This makes math lib fail to compile because an array cannot be declared with size 0!


Not sure how you guys managed to compile it, I couldn't unless I changed the array size from 0 to 1 (at least - it should probably be size 2, no?).


----------



## d.healey (May 1, 2015)

Good catch. I haven't tried the latest version yet so haven't experienced the error


----------



## Big Bob (May 1, 2015)

> There's a bug in v700 and v701 of math lib.



*I don't think this is a bug*.

As I recall, it was written this way intentionally to avoid creating illegal Angle constants due to entering illegal Angle unit requests in SetMathMode. The array size of zero was a tricky way to get Kontakt to flag the error with a message including some finger-pointing text. However, if you are getting this error, it must be because you are either entering an illegal value unit in SetMathMode or you don't have 'Optimize compiled code' enabled in the KSE.

But, my memory of exactly how this works is a little hazy, so let me look into it and I'll post about this again.

to be continued ...

Bob


----------



## Big Bob (May 1, 2015)

*OK. It's definitely not a bug.  *

When you specify the desired angular unit with *SetMathMode* you are supposed to use one of the symbolic constants DG, CG, DD, or CD. But, since DG is the legacy angular unit, for convenience, I arranged it so that using 0 is equivalent to using DG. But internally, these specifiers are converted to the corresponding legal *Ang90* values of 1000, 10000, 900 and 9000 respectively.

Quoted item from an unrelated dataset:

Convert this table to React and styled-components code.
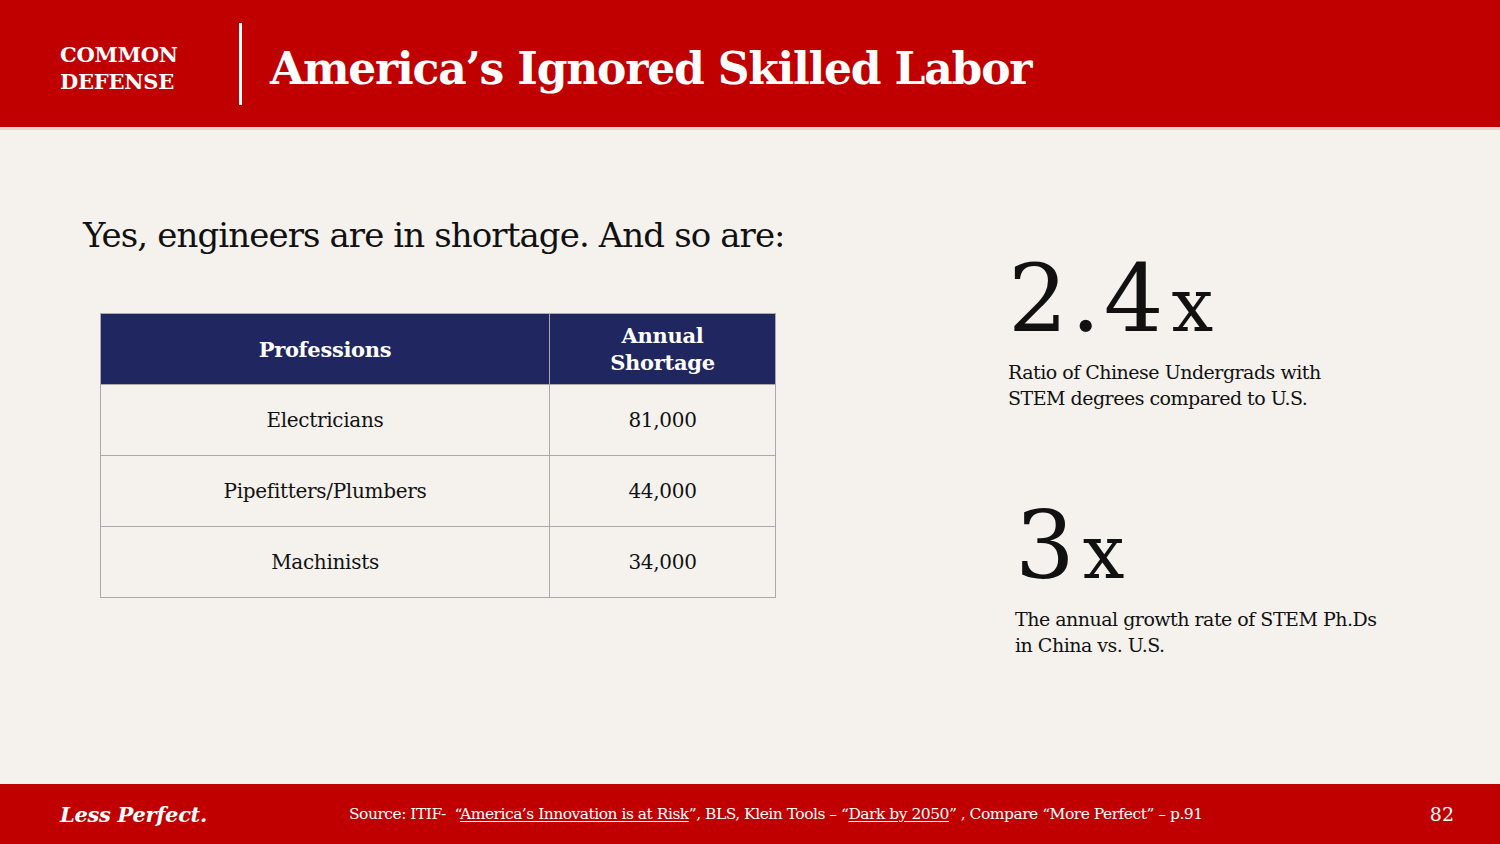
import styled, { createGlobalStyle } from 'styled-components';

const GlobalStyle = createGlobalStyle`
  html, body {
    margin: 0;
    padding: 0;
    background: #f5f2ee;
  }
  body {
    font-family: "DejaVu Serif", "Liberation Serif", serif;
    color: #111;
  }
`;

const Slide = styled.div`
  width: 1500px;
  height: 844px;
  display: flex;
  flex-direction: column;
  background: #f5f2ee;
  overflow: hidden;
`;

const Header = styled.header`
  height: 127px;
  background: #c00000;
  display: flex;
  align-items: center;
  padding-left: 60px;
  border-bottom: 3px solid #e9d6d2;
  box-sizing: content-box;
`;

const Brand = styled.div`
  color: #fff;
  font-weight: 700;
  font-size: 21px;
  line-height: 27px;
  letter-spacing: -0.2px;
  width: 179px;
  margin-top: 8px;
`;

const Divider = styled.div`
  width: 3px;
  height: 82px;
  background: #fff;
  margin-right: 28px;
`;

const Title = styled.h1`
  margin: 10px 0 0;
  color: #fff;
  font-size: 44px;
  font-weight: 700;
  letter-spacing: -1.2px;
`;

const Main = styled.main`
  flex: 1;
  display: grid;
  grid-template-columns: 925px 1fr;
  padding-left: 83px;
`;

const LeftCol = styled.section`
  padding-top: 83px;
`;

const Lead = styled.h2`
  margin: 0;
  font-weight: 400;
  font-size: 34px;
  line-height: 44px;
  letter-spacing: -0.9px;
  white-space: nowrap;
`;

const Table = styled.table`
  margin: 56px 0 0 17px;
  border-collapse: collapse;
  width: 676px;
`;

const HeadCell = styled.th`
  background: #1f2660;
  color: #fff;
  font-weight: 700;
  font-size: 21px;
  line-height: 27px;
  height: 70px;
  padding: 0;
  border: 1px solid #a9a9a9;
  width: ${p => p.width}px;
  letter-spacing: -0.3px;
`;

const Cell = styled.td`
  text-align: center;
  font-size: 20px;
  height: 70px;
  padding: 0;
  border: 1px solid #a9a9a9;
  letter-spacing: -0.3px;
`;

const RightCol = styled.section`
  padding-top: 115px;
  display: flex;
  flex-direction: column;
`;

const Stat = styled.div`
  margin-left: ${p => p.offset || 0}px;
  margin-bottom: ${p => p.gap || 0}px;
`;

const BigNumber = styled.div`
  font-size: 94px;
  line-height: 108px;
  letter-spacing: 3px;
  white-space: nowrap;
`;

const Times = styled.span`
  font-size: 74px;
  letter-spacing: 0;
  margin-left: 5px;
`;

const Caption = styled.p`
  margin: 0;
  font-size: 19px;
  line-height: 26px;
  letter-spacing: -0.5px;
`;

const Footer = styled.footer`
  height: 60px;
  background: #c00000;
  color: #fff;
  display: flex;
  align-items: center;
  padding: 0 46px 0 60px;
`;

const Tagline = styled.div`
  font-weight: 700;
  font-style: italic;
  font-size: 21px;
  width: 289px;
  letter-spacing: -0.3px;
`;

const Source = styled.div`
  flex: 1;
  font-size: 15.5px;
  letter-spacing: -0.5px;
`;

const Ref = styled.span`
  text-decoration: underline;
  text-underline-offset: 2px;
`;

const PageNo = styled.div`
  font-size: 19px;
`;

const rows = [
  ['Electricians', '81,000'],
  ['Pipefitters/Plumbers', '44,000'],
  ['Machinists', '34,000'],
];

export default function App() {
  return (
    <Slide>
      <GlobalStyle />
      <Header>
        <Brand>
          COMMON
          <br />
          DEFENSE
        </Brand>
        <Divider />
        <Title>America’s Ignored Skilled Labor</Title>
      </Header>
      <Main>
        <LeftCol>
          <Lead>Yes, engineers are in shortage. And so are:</Lead>
          <Table>
            <thead>
              <tr>
                <HeadCell width={450}>Professions</HeadCell>
                <HeadCell width={226}>
                  Annual
                  <br />
                  Shortage
                </HeadCell>
              </tr>
            </thead>
            <tbody>
              {rows.map(([job, n]) => (
                <tr key={job}>
                  <Cell>{job}</Cell>
                  <Cell>{n}</Cell>
                </tr>
              ))}
            </tbody>
          </Table>
        </LeftCol>
        <RightCol>
          <Stat gap={81}>
            <BigNumber>
              2.4<Times>x</Times>
            </BigNumber>
            <Caption>
              Ratio of Chinese Undergrads with
              <br />
              STEM degrees compared to U.S.
            </Caption>
          </Stat>
          <Stat offset={7}>
            <BigNumber>
              3<Times>x</Times>
            </BigNumber>
            <Caption>
              The annual growth rate of STEM Ph.Ds
              <br />
              in China vs. U.S.
            </Caption>
          </Stat>
        </RightCol>
      </Main>
      <Footer>
        <Tagline>Less Perfect.</Tagline>
        <Source>
          Source: ITIF-&nbsp; “<Ref>America’s Innovation is at Risk</Ref>”, BLS, Klein Tools – “
          <Ref>Dark by 2050</Ref>” , Compare “More Perfect” – p.91
        </Source>
        <PageNo>82</PageNo>
      </Footer>
    </Slide>
  );
}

However, if you enter some arbitrary value besides 0 or one of the 4 symbolic constants, for example something like *SetMathMode(0,45)*, I have to flag it some way or pandomonium may result at runtime. Since the library is an import module I have no convenient access to your host script control panel. So, if I detect an illegal entry with SetMathMode, about the only thing I could do is report it as a status line message. But those are often not seen or overwritten by later-occuring messages.

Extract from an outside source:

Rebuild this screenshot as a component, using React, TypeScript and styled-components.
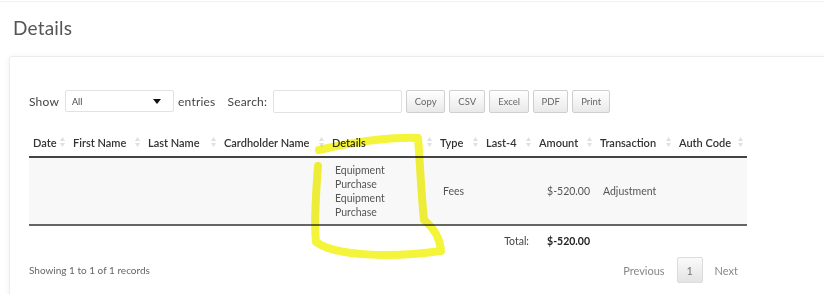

So, I used the code you are questioning to flag the problem when you try to compile your F5'ed script in Kontakt. When Kontakt highlights the illegal array size specifier, you get to see the name of the array '*IllegalAng90*' which should tell you what you did wrong. :lol: 

If your angle specifier is actually OK, then the KSE will eliminate the code line that tries to compile the zero-size array before it ever gets to Kontakt. If it doesn't, then you must have the 'Optimize compiled code' option turned off which is a no-no with the Math Library (see the *Extremely Important* Red-Box text on page 3 of the User Guide). :roll: 

Rejoice,

Bob


----------



## mk282 (May 2, 2015)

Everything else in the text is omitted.